Containerized Spark on Kubernetes

Download Slides

Consider two recent trends in application development: more and more applications are taking advantage of architectures involving containerized microservices in order to enable improved elasticity, fault-tolerance, and scalability — whether in the public cloud or on-premise. In addition, analytic capabilities and scalable data processing have increasingly become a basic requirement for contemporary applications. The confluence of these trends suggests that there are a lot of good reasons to want to manage Spark with a container orchestration platform, but it’s not quite as simple as packaging up a standalone cluster in containers. This talk will present our team’s experiences migrating a production Spark cluster from a multi-tenant Mesos cluster to a shared compute resource managed by Kubernetes. We’ll explain the motivation behind microservices and containers and identify the architectures that make sense for containerized applications that depend on Spark.
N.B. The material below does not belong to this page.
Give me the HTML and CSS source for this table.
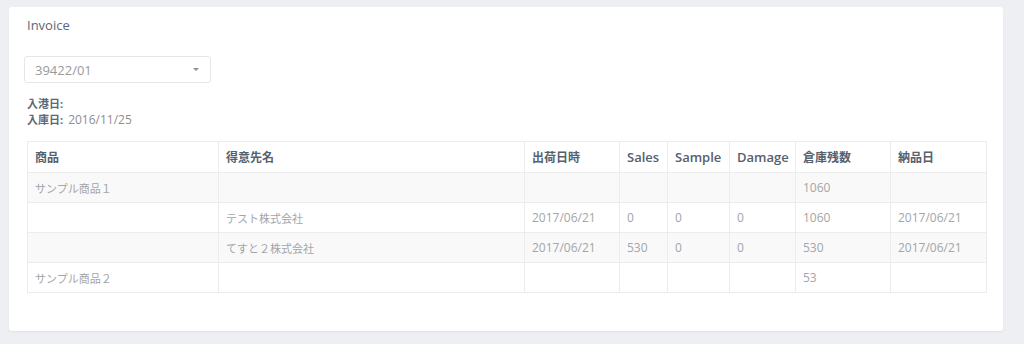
FILE: index.html
```html
<!DOCTYPE html>
<html lang="ja">
<head>
<meta charset="utf-8">
<link rel="stylesheet" href="styles.css">
</head>
<body>
<div class="card">
  <div class="card-title">Invoice</div>
  <div class="select">
    <span class="select-value">39422/01</span>
    <span class="caret"></span>
  </div>
  <div class="meta">
    <div class="meta-row"><span class="meta-label">入港日:</span></div>
    <div class="meta-row"><span class="meta-label">入庫日:</span><span class="meta-value">2016/11/25</span></div>
  </div>
  <table class="grid">
    <colgroup>
      <col class="c1"><col class="c2"><col class="c3"><col class="c4"><col class="c5"><col class="c6"><col class="c7"><col class="c8">
    </colgroup>
    <thead>
      <tr><th>商品</th><th>得意先名</th><th>出荷日時</th><th class="en">Sales</th><th class="en">Sample</th><th class="en">Damage</th><th>倉庫残数</th><th>納品日</th></tr>
    </thead>
    <tbody>
      <tr class="odd"><td class="ja">サンプル商品１</td><td></td><td></td><td></td><td></td><td></td><td>1060</td><td></td></tr>
      <tr><td></td><td class="ja">テスト株式会社</td><td>2017/06/21</td><td>0</td><td>0</td><td>0</td><td>1060</td><td>2017/06/21</td></tr>
      <tr class="odd"><td></td><td class="ja">てすと２株式会社</td><td>2017/06/21</td><td>530</td><td>0</td><td>0</td><td>530</td><td>2017/06/21</td></tr>
      <tr><td class="ja">サンプル商品２</td><td></td><td></td><td></td><td></td><td></td><td>53</td><td></td></tr>
    </tbody>
  </table>
</div>
</body>
</html>
```
FILE: styles.css
```css
html, body {
  margin: 0;
  padding: 0;
  background: #edeff3;
  font-family: "Open Sans", "Noto Sans CJK JP", sans-serif;
}
body {
  padding: 7px 21px 0 9px;
  height: 344px;
  box-sizing: border-box;
}
.card {
  background: #fff;
  border-radius: 3px;
  box-shadow: 0 1px 2px rgba(0, 0, 0, 0.06);
  height: 324px;
  box-sizing: border-box;
  padding: 9px 17px 0 18px;
}
.card-title {
  font-size: 13px;
  line-height: 18px;
  color: #5a6878;
}
.select {
  margin: 22px 0 0 -3px;
  width: 187px;
  height: 27px;
  box-sizing: border-box;
  border: 1px solid #e6e6e6;
  border-radius: 3px;
  display: flex;
  align-items: center;
  justify-content: space-between;
  padding: 0 10px 0 10px;
}
.select-value {
  font-size: 13px;
  color: #9a9a9a;
}
.caret {
  width: 0;
  height: 0;
  border-left: 3px solid transparent;
  border-right: 3px solid transparent;
  border-top: 3px solid #8a919a;
  margin-right: 1px;
}
.meta {
  margin-top: 13px;
  font-size: 11px;
  line-height: 16px;
}
.meta-label {
  color: #5f6774;
  font-weight: bold;
}
.meta-value {
  font-size: 12px;
  color: #8e8e8e;
  margin-left: 5px;
}
.grid {
  margin-top: 13px;
  width: 959px;
  border-collapse: collapse;
  table-layout: fixed;
  font-size: 12px;
}
.c1 { width: 191px; }
.c2 { width: 306px; }
.c3 { width: 95px; }
.c4 { width: 48px; }
.c5 { width: 62px; }
.c6 { width: 66px; }
.c7 { width: 95px; }
.c8 { width: 96px; }
.grid th, .grid td {
  border: 1px solid #ececec;
  text-align: left;
  padding: 0 7px;
  white-space: nowrap;
  overflow: hidden;
}
.grid th {
  height: 30px;
  font-size: 12px;
  font-weight: bold;
  color: #55616f;
}
.grid th.en {
  font-size: 13px;
  font-weight: 600;
}
.grid td {
  height: 29px;
  color: #a2a5a9;
}
.grid td.ja {
  font-size: 11px;
}
.grid tr.odd td {
  background: #f9f9f9;
}
```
We’ll pay special attention to practical concerns of running Spark in containers, including networking, access control, persistent storage, and multitenancy. You’ll leave this talk with a better understanding of why you might want to run Spark in containers and some concrete ideas for how to get started doing it.

About William Benton

William Benton leads a team of data scientists and engineers at Red Hat, where he has applied analytic techniques to problems ranging from forecasting cloud infrastructure costs to designing better cycling workouts. His current focus is designing infrastructure for next-generation data-driven applications, but he has also conducted research and development in the areas of static program analysis, managed language runtimes, logic databases, cluster configuration management, and music technology. Benton holds a PhD in computer sciences from the University of Wisconsin.